There are options for skills tests, including simply having the candidate interview with a technical expert from your organization who can verbally present scenarios and ask the candidate how they would respond. It is also possible to develop written or computerized exams to test a candidate’s abilities.
Unless you are recruiting a large number of individuals with a specific skill, then in most cases it will not be worth developing an internal test. Technology advances so rapidly that your exam could be outdated not long after you start administering it. Typically, if you need this level of validation of a candidate’s skills, a performance-based certification requirement will be more effective as a long-term solution.
Don’t Overlook Internal Training
Finally, invest in your existing teams. In some cases, technologies are so new that there simply are too few individuals with expertise in them to meet demand. Training existing employees can help close skills gaps within your organization. If manpower is an issue, you can also recruit promising candidates who may be lacking in a particular skill and then train them before they even begin work.

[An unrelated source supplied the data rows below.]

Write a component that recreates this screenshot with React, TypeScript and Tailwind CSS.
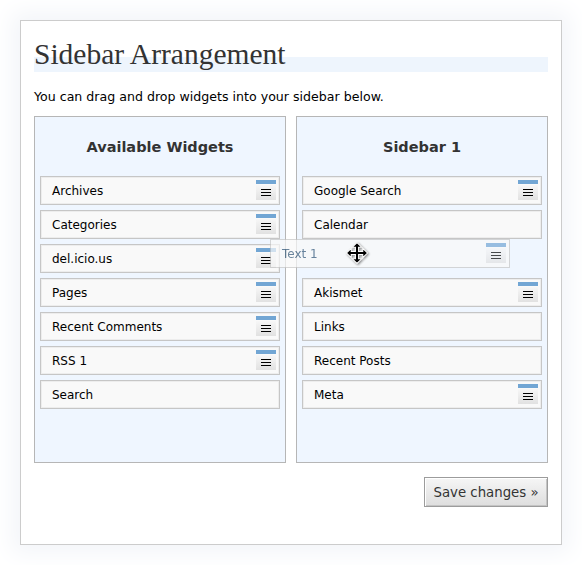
import React from "react";

type Widget = { name: string; handle?: boolean };

const available: Widget[] = [
  { name: "Archives", handle: true },
  { name: "Categories", handle: true },
  { name: "del.icio.us", handle: true },
  { name: "Pages", handle: true },
  { name: "Recent Comments", handle: true },
  { name: "RSS 1", handle: true },
  { name: "Search" },
];

const sidebar: (Widget | null)[] = [
  { name: "Google Search", handle: true },
  { name: "Calendar" },
  null,
  { name: "Akismet", handle: true },
  { name: "Links" },
  { name: "Recent Posts" },
  { name: "Meta", handle: true },
];

function Handle() {
  return (
    <div className="mt-[3px] mr-[3px] flex w-[20px] flex-col gap-[1px]">
      <div className="h-[4px] bg-[#72a6d4]" />
      <div className="flex h-[15px] items-center justify-center bg-gradient-to-b from-[#f7f7f7] to-[#e1e1e1]">
        <svg width="10" height="7" viewBox="0 0 10 7">
          <path d="M0 0.5H10M0 3.5H10M0 6.5H10" stroke="#000" strokeWidth="1" />
        </svg>
      </div>
    </div>
  );
}

function Item({ w }: { w: Widget }) {
  return (
    <div className="flex h-[29px] justify-between border border-[#c6c6c6] bg-[#f9f9f9] shadow-[inset_0_0_0_1px_#ededed]">
      <span className="self-center pl-[11px] text-[12px] text-black">{w.name}</span>
      {w.handle && <Handle />}
    </div>
  );
}

function Column({ title, items }: { title: string; items: (Widget | null)[] }) {
  return (
    <div className="h-[347px] w-[252px] border border-[#b6b6b6] bg-[#eff6ff] px-[5px]">
      <div className="flex h-[59px] items-center justify-center pt-[2px] text-[14.5px] font-bold text-[#333]">
        {title}
      </div>
      <div className="flex flex-col gap-[5px]">
        {items.map((w, i) => (w ? <Item key={i} w={w} /> : <div key={i} className="h-[29px]" />))}
      </div>
    </div>
  );
}

export default function App() {
  return (
    <div className="relative h-[565px] w-[582px] overflow-hidden bg-white pt-[20px] pl-[20px] font-['DejaVu_Sans',sans-serif]">
      <div className="h-[525px] w-[542px] border border-[#cccccc] bg-white px-[13px] pt-[17px] shadow-[0_0_22px_8px_#f3f5f9]">
        <h2 className="h-[34px] bg-[linear-gradient(to_bottom,transparent_19px,#eef5fd_19px)] font-['Liberation_Serif',serif] text-[29.5px] leading-[32px] text-[#333]">
          Sidebar Arrangement
        </h2>
        <p className="mt-[17px] text-[12.6px] leading-[15px] text-black">
          You can drag and drop widgets into your sidebar below.
        </p>
        <div className="mt-[12px] flex gap-[10px]">
          <Column title="Available Widgets" items={available} />
          <Column title="Sidebar 1" items={sidebar} />
        </div>
        <div className="mt-[14px] flex justify-end">
          <button className="h-[30px] w-[124px] border border-[#9c9c9c] bg-gradient-to-b from-[#f6f6f6] to-[#dedede] pt-[2px] text-[13.3px] text-[#333] shadow-[inset_1px_1px_0_#fff,inset_-1px_-1px_0_#c4c4c4]">
            Save changes »
          </button>
        </div>
      </div>

      {/* widget being dragged */}
      <div className="absolute left-[270px] top-[239px] flex h-[29px] w-[240px] justify-between border border-[#c6c6c6] bg-[#f9f9f9] opacity-70">
        <span className="self-center pl-[11px] text-[12px] text-[#2d5273]">Text 1</span>
        <Handle />
      </div>

      <svg
        className="absolute left-[346px] top-[242px] drop-shadow-[1px_1px_1px_rgba(0,0,0,0.45)]"
        width="22"
        height="22"
        viewBox="0 0 21 21"
      >
        <polygon
          points="10.5,0.5 15,5 12,5 12,9 16,9 16,6 20.5,10.5 16,15 16,12 12,12 12,16 15,16 10.5,20.5 6,16 9,16 9,12 5,12 5,15 0.5,10.5 5,6 5,9 9,9 9,5 6,5"
          fill="#000"
          stroke="#fff"
          strokeWidth="1"
        />
      </svg>
    </div>
  );
}
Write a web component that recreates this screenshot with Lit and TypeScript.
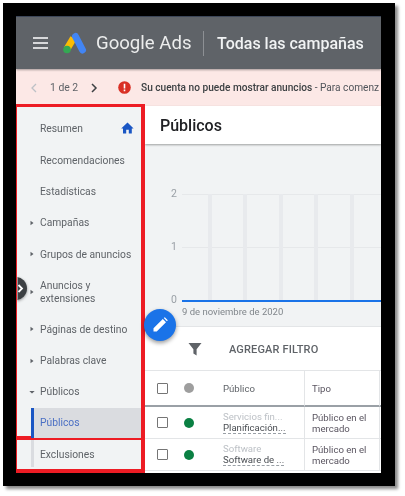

In summary, hiring managers should consider new ways of attracting talent that do not rely on the old playbook of simply listing minimum qualifications, roles and responsibilities, and salary and benefits. Avoid turning off potential candidates from the start by making qualifications flexible, looking for verifiable evidence of skills, explaining the soft benefits along with the hard ones, and demonstrating your organization is a place that employees can collaborate, learn, and grow.